* **The task**
Among the lines below, count those with "that". Give the total alone.

--- begin Dataset section ---

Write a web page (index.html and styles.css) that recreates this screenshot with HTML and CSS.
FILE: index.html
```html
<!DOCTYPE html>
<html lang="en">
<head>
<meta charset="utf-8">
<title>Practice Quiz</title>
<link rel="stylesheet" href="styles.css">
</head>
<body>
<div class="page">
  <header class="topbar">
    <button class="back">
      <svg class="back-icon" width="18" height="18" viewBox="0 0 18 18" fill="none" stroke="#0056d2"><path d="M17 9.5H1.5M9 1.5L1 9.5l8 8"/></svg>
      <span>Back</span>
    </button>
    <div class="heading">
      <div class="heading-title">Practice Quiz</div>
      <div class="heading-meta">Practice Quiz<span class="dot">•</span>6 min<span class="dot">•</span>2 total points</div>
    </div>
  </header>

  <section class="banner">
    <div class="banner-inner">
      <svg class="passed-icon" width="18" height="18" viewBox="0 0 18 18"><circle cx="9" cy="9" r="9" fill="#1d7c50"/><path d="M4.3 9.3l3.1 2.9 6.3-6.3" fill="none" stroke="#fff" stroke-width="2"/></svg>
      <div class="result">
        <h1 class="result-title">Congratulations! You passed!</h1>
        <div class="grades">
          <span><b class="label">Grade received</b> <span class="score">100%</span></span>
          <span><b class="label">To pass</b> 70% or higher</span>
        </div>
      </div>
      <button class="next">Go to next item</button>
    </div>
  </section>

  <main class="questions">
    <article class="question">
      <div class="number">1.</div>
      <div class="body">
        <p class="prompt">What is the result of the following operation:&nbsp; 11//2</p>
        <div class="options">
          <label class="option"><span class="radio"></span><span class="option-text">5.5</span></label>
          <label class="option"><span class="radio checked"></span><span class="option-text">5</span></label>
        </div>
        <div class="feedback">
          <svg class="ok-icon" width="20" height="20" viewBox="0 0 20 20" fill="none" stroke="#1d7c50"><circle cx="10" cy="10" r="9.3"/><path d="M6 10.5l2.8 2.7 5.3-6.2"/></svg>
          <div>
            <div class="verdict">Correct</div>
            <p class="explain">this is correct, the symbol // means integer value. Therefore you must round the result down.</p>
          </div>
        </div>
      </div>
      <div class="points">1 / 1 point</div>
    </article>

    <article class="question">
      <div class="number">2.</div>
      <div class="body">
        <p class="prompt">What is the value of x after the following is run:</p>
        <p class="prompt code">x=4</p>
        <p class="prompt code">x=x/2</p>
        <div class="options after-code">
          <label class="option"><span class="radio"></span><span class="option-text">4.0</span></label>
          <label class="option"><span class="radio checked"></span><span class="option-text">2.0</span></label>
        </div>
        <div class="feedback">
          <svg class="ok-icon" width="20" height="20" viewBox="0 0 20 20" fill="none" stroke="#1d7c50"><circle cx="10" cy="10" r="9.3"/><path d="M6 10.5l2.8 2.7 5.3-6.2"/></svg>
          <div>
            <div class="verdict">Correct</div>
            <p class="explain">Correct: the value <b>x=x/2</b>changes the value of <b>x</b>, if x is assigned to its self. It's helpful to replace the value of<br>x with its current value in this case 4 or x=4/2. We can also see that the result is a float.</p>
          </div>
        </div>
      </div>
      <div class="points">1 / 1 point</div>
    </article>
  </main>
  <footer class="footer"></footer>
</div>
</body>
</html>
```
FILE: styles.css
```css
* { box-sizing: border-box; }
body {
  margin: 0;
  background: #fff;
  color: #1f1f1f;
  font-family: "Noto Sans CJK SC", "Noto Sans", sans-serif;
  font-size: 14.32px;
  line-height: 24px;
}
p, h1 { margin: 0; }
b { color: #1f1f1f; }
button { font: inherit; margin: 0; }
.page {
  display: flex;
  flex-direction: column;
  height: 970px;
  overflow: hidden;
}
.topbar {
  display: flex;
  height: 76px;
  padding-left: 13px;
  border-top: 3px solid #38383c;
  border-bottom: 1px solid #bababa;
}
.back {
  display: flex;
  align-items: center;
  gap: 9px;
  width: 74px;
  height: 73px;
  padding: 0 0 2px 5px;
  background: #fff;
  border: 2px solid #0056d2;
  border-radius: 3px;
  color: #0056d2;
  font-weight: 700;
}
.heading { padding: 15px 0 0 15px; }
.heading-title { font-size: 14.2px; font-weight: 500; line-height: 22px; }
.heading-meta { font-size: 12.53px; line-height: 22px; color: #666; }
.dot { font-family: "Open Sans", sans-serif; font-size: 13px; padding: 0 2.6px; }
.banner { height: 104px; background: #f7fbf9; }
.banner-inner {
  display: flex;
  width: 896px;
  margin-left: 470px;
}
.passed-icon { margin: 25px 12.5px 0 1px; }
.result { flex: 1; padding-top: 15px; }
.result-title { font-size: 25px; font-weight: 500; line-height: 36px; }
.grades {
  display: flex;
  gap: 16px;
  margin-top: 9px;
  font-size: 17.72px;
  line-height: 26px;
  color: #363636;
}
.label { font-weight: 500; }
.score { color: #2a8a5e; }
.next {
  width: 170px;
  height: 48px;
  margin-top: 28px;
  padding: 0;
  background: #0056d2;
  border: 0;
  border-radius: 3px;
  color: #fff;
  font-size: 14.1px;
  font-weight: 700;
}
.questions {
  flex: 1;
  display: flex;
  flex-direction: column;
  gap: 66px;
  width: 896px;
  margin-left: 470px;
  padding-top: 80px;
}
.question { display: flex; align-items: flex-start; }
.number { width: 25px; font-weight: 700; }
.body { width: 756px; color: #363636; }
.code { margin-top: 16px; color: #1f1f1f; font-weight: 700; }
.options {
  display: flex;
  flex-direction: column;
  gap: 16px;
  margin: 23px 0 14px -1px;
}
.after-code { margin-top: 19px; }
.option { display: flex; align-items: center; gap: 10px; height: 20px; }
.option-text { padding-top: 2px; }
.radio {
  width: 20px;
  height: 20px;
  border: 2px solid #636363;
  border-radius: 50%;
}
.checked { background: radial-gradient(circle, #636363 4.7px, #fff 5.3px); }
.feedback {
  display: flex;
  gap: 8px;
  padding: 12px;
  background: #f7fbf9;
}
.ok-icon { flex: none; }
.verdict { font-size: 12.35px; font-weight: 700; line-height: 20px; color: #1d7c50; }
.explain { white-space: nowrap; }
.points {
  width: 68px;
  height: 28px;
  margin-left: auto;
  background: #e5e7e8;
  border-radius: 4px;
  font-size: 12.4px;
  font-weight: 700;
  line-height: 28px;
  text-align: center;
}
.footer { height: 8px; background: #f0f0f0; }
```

--- end Dataset section ---

* **Full solution**
2